Well, during my 30 years as a professor of courses ranging from world history and Western civilization to American history, and, more recently, as a co-author of a high school U.S. history text, I have heard a similar debate each time historians try to tinker with the past. The reason is that each person who has had any history courses during a lifetime -- which means nearly everyone -- can recall the way that past was represented. The older the individual is, the more likely the interpretation was a sort of fervent American patriotism, an emphasis on Western civilization, from which American values were derived, and minimal coverage of anything else.

This traditional interpretation was heavy in pro-American values and great men -- usually presidents who were so far removed from contemporary times that emotion derived from witnessing their deeds firsthand was impossible.

For example, Woodrow Wilson was depicted as the last great president, but not Franklin D. Roosevelt, to whose record there were still witnesses.

The good and bad news for both critics and defenders of rewriting the past is that change comes watered-down and very slowly into United States and world history. The proof of the historical pudding of controversy is in the eating: U.S. texts still stress political, upbeat history, and give some attention to economic and social history, minority and ethnic groups, and women -- but never as much as the reformers want or the stand-patters fear. Ditto for world history, in which Western civilization still bulks large.
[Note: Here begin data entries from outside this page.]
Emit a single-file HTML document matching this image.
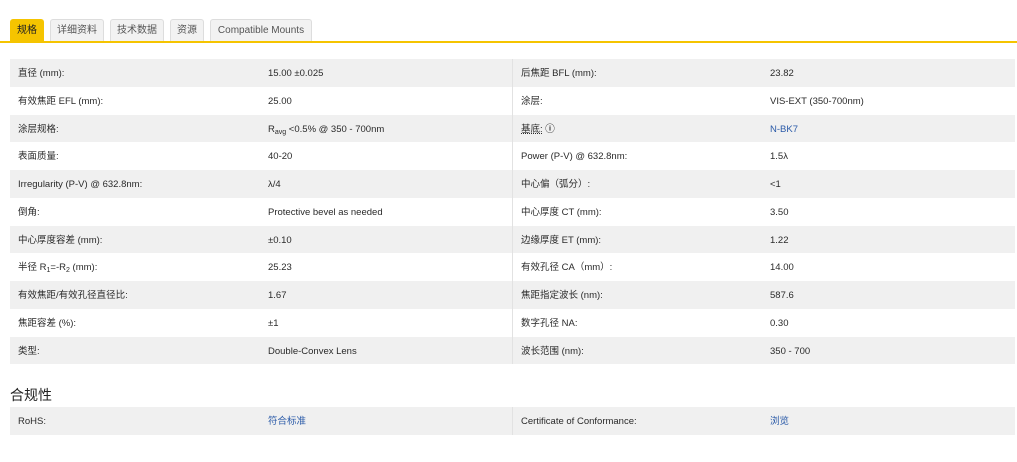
<!DOCTYPE html>
<html><head><meta charset="utf-8"><style>
body{margin:0;background:#fff;font-family:"Liberation Sans","Noto Sans CJK SC",sans-serif;color:#2a2a2a;font-size:9.5px;width:1017px;height:462px;overflow:hidden;position:relative}
.tab{position:absolute;top:19px;height:22px;line-height:22px;font-size:10px;color:#555;background:#f2f2f2;border:1px solid #ddd;border-bottom:none;border-radius:3px 3px 0 0;box-sizing:border-box;text-align:center}
.tab.on{background:#f5c400;color:#222;border-color:#f5c400}
.line{position:absolute;left:0;top:41px;width:1017px;height:2px;background:#f5c400}
.tbl{position:absolute;left:10px;width:1005px}
.r{height:27.75px;position:relative}
.r.g{background:#f0f0f0}
.r span{position:absolute;top:9px;line-height:12px;white-space:nowrap}
.a{left:8px}.b{left:258px}.c{left:511px}.d{left:760px}
.r:after{content:"";position:absolute;left:502px;top:0;bottom:0;width:1px;background:#e2e2e2}
.lk{color:#2a5aa8}
sub{font-size:7px;position:relative;top:2px;vertical-align:baseline;line-height:0}
h3{position:absolute;left:10px;top:385px;margin:0;font-size:14px;font-weight:normal;color:#222}
</style></head><body>
<div class="tab on" style="left:10px;width:34px">规格</div>
<div class="tab" style="left:50px;width:54px">详细资料</div>
<div class="tab" style="left:110px;width:54px">技术数据</div>
<div class="tab" style="left:170px;width:34px">资源</div>
<div class="tab" style="left:210px;width:102px">Compatible Mounts</div>
<div class="line"></div>
<div class="tbl" style="top:59px">
<div class="r g"><span class="a">直径 (mm):</span><span class="b">15.00 ±0.025</span><span class="c">后焦距 BFL (mm):</span><span class="d">23.82</span></div>
<div class="r"><span class="a">有效焦距 EFL (mm):</span><span class="b">25.00</span><span class="c">涂层:</span><span class="d">VIS-EXT (350-700nm)</span></div>
<div class="r g"><span class="a">涂层规格:</span><span class="b">R<sub>avg</sub> &lt;0.5% @ 350 - 700nm</span><span class="c"><u style="text-decoration:underline dotted">基底:</u> <b>ⓘ</b></span><span class="d lk">N-BK7</span></div>
<div class="r"><span class="a">表面质量:</span><span class="b">40-20</span><span class="c">Power (P-V) @ 632.8nm:</span><span class="d">1.5λ</span></div>
<div class="r g"><span class="a">Irregularity (P-V) @ 632.8nm:</span><span class="b">λ/4</span><span class="c">中心偏（弧分）:</span><span class="d">&lt;1</span></div>
<div class="r"><span class="a">倒角:</span><span class="b">Protective bevel as needed</span><span class="c">中心厚度 CT (mm):</span><span class="d">3.50</span></div>
<div class="r g"><span class="a">中心厚度容差 (mm):</span><span class="b">±0.10</span><span class="c">边缘厚度 ET (mm):</span><span class="d">1.22</span></div>
<div class="r"><span class="a">半径 R<sub>1</sub>=-R<sub>2</sub> (mm):</span><span class="b">25.23</span><span class="c">有效孔径 CA（mm）:</span><span class="d">14.00</span></div>
<div class="r g"><span class="a">有效焦距/有效孔径直径比:</span><span class="b">1.67</span><span class="c">焦距指定波长 (nm):</span><span class="d">587.6</span></div>
<div class="r"><span class="a">焦距容差 (%):</span><span class="b">±1</span><span class="c">数字孔径 NA:</span><span class="d">0.30</span></div>
<div class="r g"><span class="a">类型:</span><span class="b">Double-Convex Lens</span><span class="c">波长范围 (nm):</span><span class="d">350 - 700</span></div>
</div>
<h3>合规性</h3>
<div class="tbl" style="top:407px">
<div class="r g"><span class="a">RoHS:</span><span class="b lk">符合标准</span><span class="c">Certificate of Conformance:</span><span class="d lk">浏览</span></div>
</div>
</body></html>
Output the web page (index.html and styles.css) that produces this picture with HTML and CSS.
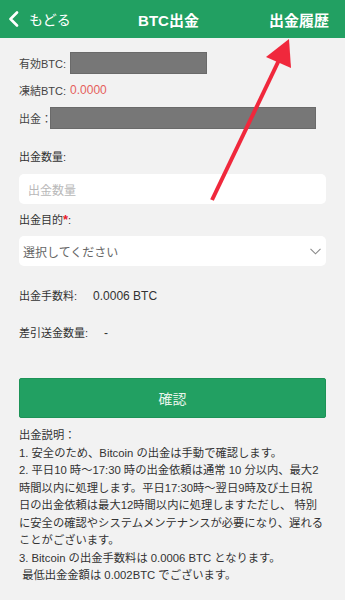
FILE: index.html
```html
<!DOCTYPE html>
<html lang="ja">
<head>
<meta charset="utf-8">
<title>BTC出金</title>
<link rel="stylesheet" href="styles.css">
</head>
<body>
<div class="page">
  <header class="nav">
    <div class="nav-back">
      <svg class="chev" width="11" height="16" viewBox="0 0 11 16"><polyline points="9,1.5 2.5,8 9,14.5" fill="none" stroke="#fff" stroke-width="2.6" stroke-linecap="round" stroke-linejoin="round"/></svg>
      <span>もどる</span>
    </div>
    <div class="nav-title">BTC出金</div>
    <div class="nav-right">出金履歴</div>
  </header>

  <main class="content">
    <div class="info-row r1"><span class="lbl">有効BTC:</span><span class="mask mask-short"></span></div>
    <div class="info-row r2"><span class="lbl">凍結BTC:</span><span class="red">0.0000</span></div>
    <div class="info-row r3"><span class="lbl">出金：</span><span class="mask mask-long"></span></div>

    <div class="field-label fl1">出金数量:</div>
    <div class="input"><span class="placeholder">出金数量</span></div>

    <div class="field-label fl2">出金目的<span class="star">*</span>:</div>
    <div class="select">
      <span class="select-text">選択してください</span>
      <svg class="select-chev" width="11" height="7" viewBox="0 0 11 7"><polyline points="0.5,0.8 5.5,5.8 10.5,0.8" fill="none" stroke="#8a8a8a" stroke-width="1.1"/></svg>
    </div>

    <div class="kv kv1"><span class="k">出金手数料:</span><span class="v v1">0.0006 BTC</span></div>
    <div class="kv kv2"><span class="k">差引送金数量:</span><span class="v v2">-</span></div>

    <button class="confirm">確認</button>

    <div class="notes">出金説明：<br>1. 安全のため、Bitcoin の出金は手動で確認します。<br>2. 平日10 時～17:30 時の出金依頼は通常 10 分以内、最大2<br>時間以内に処理します。平日17:30時～翌日9時及び土日祝<br>日の出金依頼は最大12時間以内に処理しますただし、 特別<br>に安全の確認やシステムメンテナンスが必要になり、遅れる<br>ことがございます。<br>3. Bitcoin の出金手数料は 0.0006 BTC となります。<br>&nbsp;最低出金金額は 0.002BTC でございます。</div>
  </main>

  <svg class="annotation" width="345" height="600" viewBox="0 0 345 600">
    <line x1="212" y1="200" x2="280" y2="58" stroke="#f0283c" stroke-width="4"/>
    <polygon points="289,39 266,57 291,68" fill="#f0283c"/>
  </svg>
</div>
</body>
</html>
```

FILE: styles.css
```css
* { box-sizing: border-box; }
html, body { margin: 0; padding: 0; }
body {
  background: #f2f2f2;
  font-family: "Liberation Sans", "Noto Sans CJK JP", sans-serif;
  color: #333;
  width: 345px;
  height: 600px;
  overflow: hidden;
}
.page { position: relative; width: 345px; height: 600px; }

.nav {
  height: 38px;
  background: #22a062;
  color: #fff;
  display: grid;
  grid-template-columns: 1fr auto 1fr;
  align-items: center;
  padding: 0 16px 0 8px;
}
.nav-back { display: flex; align-items: center; font-size: 14px; }
.nav-back .chev { margin-right: 10px; }
.nav-title { font-size: 15px; font-weight: bold; }
.nav-right { justify-self: end; font-size: 15px; font-weight: bold; }

.content { padding: 0 19px; }

.info-row {
  display: flex;
  align-items: center;
  height: 22px;
  font-size: 11px;
  color: #444;
}
.r1 { margin-top: 14px; }
.r2 { margin-top: 5px; }
.r3 { margin-top: 6px; }
.red { color: #e5605b; font-size: 12px; margin-left: 4px; }
.mask { display: block; height: 22px; background: #777; border: 1px solid #6a6a6a; }
.mask-short { width: 137px; margin-left: 4px; }
.mask-long { width: 266px; margin-left: -2px; }

.field-label { font-size: 11px; line-height: 16px; color: #333; }
.fl1 { margin-top: 20px; }
.fl2 { margin-top: 8px; }
.star { color: #e8202a; font-weight: bold; font-size: 13px; }

.input, .select {
  height: 30px;
  background: #fff;
  border-radius: 5px;
  display: flex;
  align-items: center;
  margin-top: 8px;
  font-size: 12px;
}
.input { margin-top: 9px; padding-left: 9px; }
.placeholder { color: #b8b8b8; }
.select { padding: 0 5px 0 4px; justify-content: space-between; }
.select-text { color: #666; }

.kv { display: flex; font-size: 11px; line-height: 16px; color: #333; }
.kv1 { margin-top: 22px; }
.kv2 { margin-top: 21px; }
.v { font-size: 12px; }
.v1 { margin-left: 16px; }
.v2 { margin-left: 16px; }

.confirm {
  display: block;
  width: 100%;
  height: 40px;
  margin-top: 37px;
  background: #22a062;
  border: 1px solid #1d9357;
  border-radius: 2px;
  color: #e6f4ea;
  font-family: inherit;
  font-size: 14px;
}

.notes {
  margin-top: 9px;
  font-size: 11.3px;
  line-height: 17.5px;
  color: #333;
  white-space: nowrap;
}

.annotation { position: absolute; top: 0; left: 0; pointer-events: none; }
```
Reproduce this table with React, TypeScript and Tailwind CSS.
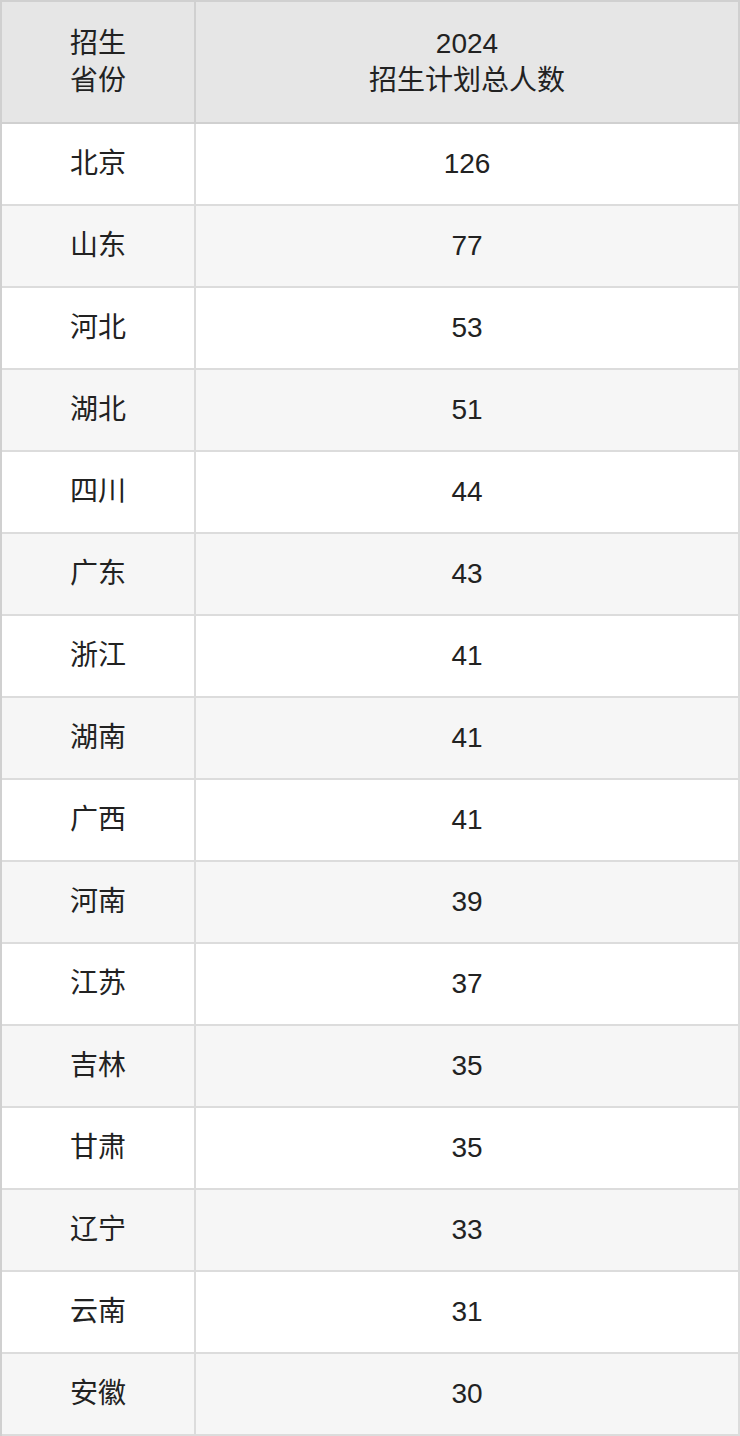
import React from "react";

const rows: [string, string][] = [
  ["北京", "126"],
  ["山东", "77"],
  ["河北", "53"],
  ["湖北", "51"],
  ["四川", "44"],
  ["广东", "43"],
  ["浙江", "41"],
  ["湖南", "41"],
  ["广西", "41"],
  ["河南", "39"],
  ["江苏", "37"],
  ["吉林", "35"],
  ["甘肃", "35"],
  ["辽宁", "33"],
  ["云南", "31"],
  ["安徽", "30"],
];

export default function App() {
  return (
    <div
      className="w-[740px] bg-white text-[#222222] text-[28px]"
      style={{ fontFamily: '"Liberation Sans", "Noto Sans CJK SC", sans-serif' }}
    >
      <div className="border-l-2 border-t-2 border-[#d0d0d0]">
        <div className="flex bg-[#e6e6e6]">
          <div className="w-[194px] h-[122px] border-r-2 border-b-2 border-[#d0d0d0] flex flex-col items-center justify-center leading-[37px]">
            <div>招生</div>
            <div>省份</div>
          </div>
          <div className="w-[544px] h-[122px] border-r-2 border-b-2 border-[#d0d0d0] flex flex-col items-center justify-center leading-[37px]">
            <div>2024</div>
            <div>招生计划总人数</div>
          </div>
        </div>
        {rows.map(([p, n], i) => (
          <div key={p} className={`flex ${i % 2 === 1 ? "bg-[#f6f6f6]" : "bg-white"}`}>
            <div className="w-[194px] h-[82px] border-r-2 border-b-2 border-[#dcdcdc] flex items-center justify-center">
              {p}
            </div>
            <div className="w-[544px] h-[82px] border-r-2 border-b-2 border-[#dcdcdc] flex items-center justify-center">
              {n}
            </div>
          </div>
        ))}
      </div>
    </div>
  );
}
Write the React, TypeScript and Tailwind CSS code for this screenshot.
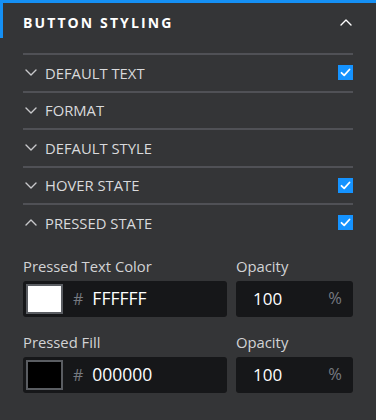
import React from "react";

const font = { fontFamily: '"Open Sans", "Noto Sans", sans-serif' };

function Chevron({ up = false, className = "" }: { up?: boolean; className?: string }) {
  return (
    <svg width="12" height="7" viewBox="0 0 12 7" className={className} fill="none">
      <polyline
        points={up ? "1,6 6,1 11,6" : "1,1 6,6 11,1"}
        stroke="currentColor"
        strokeWidth="1.4"
        strokeLinecap="round"
        strokeLinejoin="round"
      />
    </svg>
  );
}

function Check() {
  return (
    <div className="w-[15px] h-[15px] bg-[#1593ff] flex items-center justify-center">
      <svg width="11" height="9" viewBox="0 0 11 9" fill="none">
        <polyline points="1.5,4.8 4.2,7.3 9.5,1.5" stroke="white" strokeWidth="1.8" strokeLinecap="round" strokeLinejoin="round" />
      </svg>
    </div>
  );
}

const rows = [
  { label: "DEFAULT TEXT", checked: true },
  { label: "FORMAT", checked: false },
  { label: "DEFAULT STYLE", checked: false },
  { label: "HOVER STATE", checked: true },
  { label: "PRESSED STATE", checked: true, open: true },
];

function ColorField({ label, color, hex }: { label: string; color: string; hex: string }) {
  return (
    <div className="grid grid-cols-[204px_117px] gap-x-[9px]">
      <div className="text-[14.8px] text-[#d2d3d5] h-[24px] leading-[24px]">{label}</div>
      <div className="text-[14.8px] text-[#d2d3d5] h-[24px] leading-[24px]">Opacity</div>
      <div className="h-[36px] bg-[#161719] rounded-[3px] flex items-center pl-[3px] mt-[3px]">
        <div className="w-[37px] h-[30px] border-2 border-[#5a5d62]" style={{ backgroundColor: color }} />
        <span className="ml-[10px] text-[16px] text-[#767a81]">#</span>
        <span className="ml-[9px] text-[17.5px] text-white">{hex}</span>
      </div>
      <div className="h-[36px] bg-[#161719] rounded-[3px] flex items-center justify-between pl-[17px] pr-[11px] mt-[3px]">
        <span className="text-[17px] text-white">100</span>
        <span className="text-[16.5px] text-[#767a81]">%</span>
      </div>
    </div>
  );
}

export default function App() {
  return (
    <div className="w-[376px] h-[420px] bg-[#343537] relative overflow-hidden" style={font}>
      <div className="absolute left-0 top-0 w-full h-[3px] bg-[#1590f5]" />
      <div className="absolute left-0 top-0 w-[3px] h-[38px] bg-[#1590f5]" />
      <div className="px-[23px]">
        <div className="h-[53px] pt-[3px] flex items-center justify-between pb-[12px]">
          <span className="text-[14px] font-bold tracking-[0.15em] text-white">BUTTON STYLING</span>
          <Chevron up className="text-white mr-[1px]" />
        </div>
        {rows.map((r) => (
          <div
            key={r.label}
            className="h-[37.5px] border-t-2 border-[#505156] flex items-center justify-between"
          >
            <div className="flex items-center">
              <Chevron up={r.open} className="text-[#c8c9cb] ml-[2px]" />
              <span className="ml-[8px] text-[14.8px] text-[#d9dadc]">{r.label}</span>
            </div>
            {r.checked && <Check />}
          </div>
        ))}
        <div className="mt-[13px] flex flex-col gap-[13px]">
          <ColorField label="Pressed Text Color" color="#ffffff" hex="FFFFFF" />
          <ColorField label="Pressed Fill" color="#000000" hex="000000" />
        </div>
      </div>
    </div>
  );
}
In the 1960s, radical historians tried to infuse a New Left interpretation into textbooks, emphasizing the seamy underside of the nation's past. But the most that they got in textbooks was a little more criticism of individuals and events. And that's what they will get when it comes to the Enola Gay matter: Textbook writers will not cast the Japanese as innocent victims in the closing phases of the war, but they might refer to the argument that President Truman, as some contemporaries advised, had other options, as, for example, to explode one bomb on a deserted island to convince the Japanese of its destructive force.

In the 1970s, as the Sunbelt states increased in population at the expense of other areas of the nation, historians from Texas and California in particular urged that textbooks and teaching give more attention to these areas in the evolution of the United States. Two decades later, there is greater coverage of these areas, but no reader of an American history textbook today could argue that a pro-Sunbelt stance emerges.

The most positive aspect of the push-and-pull of changing American and world history is that textbook writers are obliged to give teachers and students more sides of events and issues. That means that history, like other social sciences, becomes a debatable subject, in which historians and readers weigh often conflicting evidence. To be sure, this approach is quite common in college courses, but if it is increasingly employed at lower levels, it will suggest to students that history, once written, need not be dry and cast in a concrete -- and that each generation, including their own, will have the opportunity to find and debate perspectives about its past.

Thomas V. DiBacco, co-author of "History of the United States" (1995), is a historian at the American University in Washington.